Il caso di Panama è ancora più visibile. Il canale di Panama – infrastruttura strategica di livello globale come quello di Suez – è stato costruito dagli Stati Uniti fra il 1904 e il 1914. Washington ha controllato direttamente la Zona del canale fino al 1977, facendone una piazzaforte militare già nel corso della seconda guerra mondiale quando la minaccia navale nazista oltre Atlantico era divenuta non più solo teorica. Lo Stato panamense è da sempre una delle piccole entità satelliti centroamericane – sempre dubbie sul piano dello “stato di diritto democratico” – che gli Stati Uniti hanno sempre considerato “cortile di casa”, in un’inerzia storica fatta di affari e sicurezza (soprattutto nei confronti della Cuba castrista filosovietica). Su Panama gli Usa di Reagan sono stati obbligati a un intervento armato per impedire un colpo di Stato nei dintorni del Canale da parte di un dittatore-fantoccio divenuto ribelle contro Washington. Il blitz del 1988 riuscì, a differenza dal fiasco di Kennedy a Cuba nel 1961. Sui libri di storia entrambi sono già quasi dimenticati.

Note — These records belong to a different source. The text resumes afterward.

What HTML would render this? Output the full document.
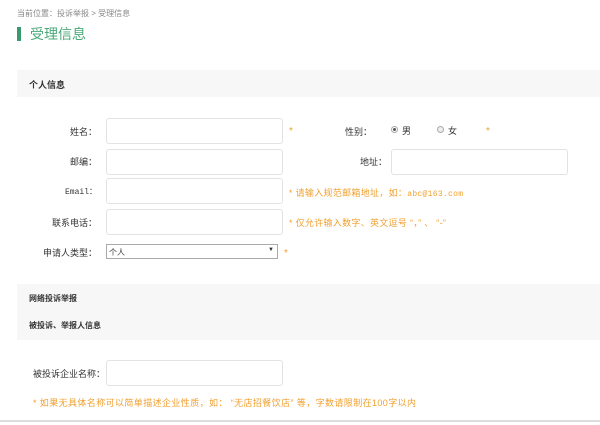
<!DOCTYPE html>
<html><head><meta charset="utf-8"><style>
*{margin:0;padding:0;box-sizing:border-box}
body{width:600px;height:425px;background:#fff;position:relative;overflow:hidden;font-family:"Liberation Sans","Noto Sans CJK SC",sans-serif;color:#333}
.a{position:absolute;white-space:nowrap}
.inp{position:absolute;border:1px solid #e3e3e3;border-radius:3px;background:#fff}
.lbl{position:absolute;font-size:9px;color:#333;text-align:right;width:90px;left:7px}
.star{position:absolute;color:#f0a030;font-size:10px}
.hint{position:absolute;color:#f0a030;font-size:9px;white-space:nowrap}
.grey{position:absolute;left:17px;right:0;background:#f7f7f7}
.radio{position:absolute;width:7px;height:7px;border:1px solid #aaa;border-radius:50%;background:#eee}
</style></head><body>
<div class="a" style="left:17px;top:8px;font-size:8px;color:#888">当前位置：投诉举报 &gt; 受理信息</div>
<div class="a" style="left:17px;top:27px;width:4px;height:14px;background:#3a9a6e"></div>
<div class="a" style="left:30px;top:24px;font-size:14px;color:#4aa878">受理信息</div>

<div class="grey" style="top:70px;height:27px"></div>
<div class="a" style="left:29px;top:78px;font-size:9px;font-weight:bold;color:#333">个人信息</div>

<div class="lbl" style="top:125px">姓名：</div>
<div class="inp" style="left:106px;top:118px;width:177px;height:26px"></div>
<div class="star" style="left:289px;top:126px">*</div>
<div class="a" style="left:345px;top:125px;font-size:9px">性别：</div>
<div class="radio" style="left:391px;top:126px;background:#fff"><div style="width:3px;height:3px;background:#555;border-radius:50%;margin:1px"></div></div>
<div class="a" style="left:402px;top:124px;font-size:9px">男</div>
<div class="radio" style="left:437px;top:126px"></div>
<div class="a" style="left:448px;top:124px;font-size:9px">女</div>
<div class="star" style="left:486px;top:126px">*</div>

<div class="lbl" style="top:155px">邮编：</div>
<div class="inp" style="left:106px;top:149px;width:177px;height:26px"></div>
<div class="a" style="left:360px;top:155px;font-size:9px">地址：</div>
<div class="inp" style="left:391px;top:149px;width:177px;height:26px"></div>

<div class="lbl" style="top:186px;font-family:'Liberation Mono',monospace;font-size:8px">Email：</div>
<div class="inp" style="left:106px;top:178px;width:177px;height:26px"></div>
<div class="hint" style="left:289px;top:186px;letter-spacing:0.3px">* 请输入规范邮箱地址，如：<span style="font-family:'Liberation Mono',monospace;font-size:8px">abc@163.com</span></div>

<div class="lbl" style="top:216px">联系电话：</div>
<div class="inp" style="left:106px;top:209px;width:177px;height:26px"></div>
<div class="hint" style="left:289px;top:216px;letter-spacing:0.3px">* 仅允许输入数字、英文逗号 “，” 、 “-”</div>

<div class="lbl" style="top:246px">申请人类型：</div>
<div class="a" style="left:106px;top:244px;width:172px;height:15px;border:1px solid #aaa;background:#fff;font-size:8px;padding:2px 2px">个人<span style="position:absolute;right:3px;top:2px;font-size:6px">▼</span></div>
<div class="star" style="left:284px;top:248px">*</div>

<div class="grey" style="top:284px;height:56px"></div>
<div class="a" style="left:29px;top:293px;font-size:8px;font-weight:bold">网络投诉举报</div>
<div class="a" style="left:29px;top:320px;font-size:8px;font-weight:bold">被投诉、举报人信息</div>

<div class="a" style="left:33px;top:367px;font-size:9px">被投诉企业名称：</div>
<div class="inp" style="left:106px;top:360px;width:177px;height:26px"></div>
<div class="hint" style="left:33px;top:396px;letter-spacing:0.4px">* 如果无具体名称可以简单描述企业性质，如： “无店招餐饮店” 等，字数请限制在100字以内</div>
<div class="a" style="left:0;top:420px;width:600px;height:2px;background:#ddd"></div>
</body></html>
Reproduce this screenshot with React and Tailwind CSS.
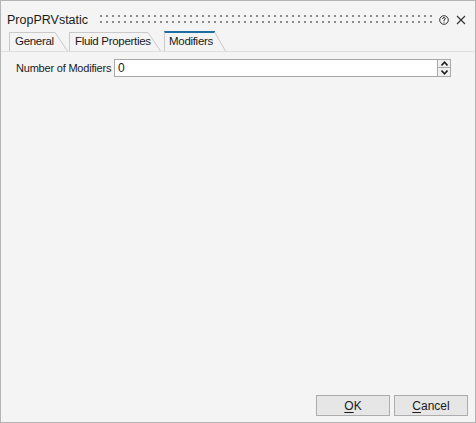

Da ogni punto lo si guardi, il caso Panama resta impalatabile per ogni osservatore interno alla civiltà occidentale: a cominciare dai liberal statunitensi, che Trump detesta quanto loro lui. Però è difficile contestare nel merito al nuovo inquilino della Casa Bianca la preoccupazione per la sicurezza del Canale quando nel subcontinente latino-americano l’infiltrazione cinese e russa avanza a grandi passi. Così come in Africa: dove la mappa degli Stati-nazione formalmente indipendenti disegnata nella fase post-coloniale del secolo scorso è diventata un fake geopolitico. E senza dimenticare che anche la mappa degli Stati-nazione europei disegnata a Yalta nel 1945 è stata completamente ristrutturata già dal 1989 in poi (la guerra russo-ucraina né è un capitolo ennesimo).
Oggi intanto Israele vorrebbe diventare “Grande” annettendo definitivamente gli ultimi territori palestinesi a uno Stato che fino al 1948 non esisteva. Se Trump ha torto a prescindere su Groenlandia e Panama, allora neppure Netanyahu poteva condurre indisturbato 15 mesi di guerra sanguinosa per “difendere la sicurezza di Israele”. Con le armi fornite dagli Usa del democratico Biden.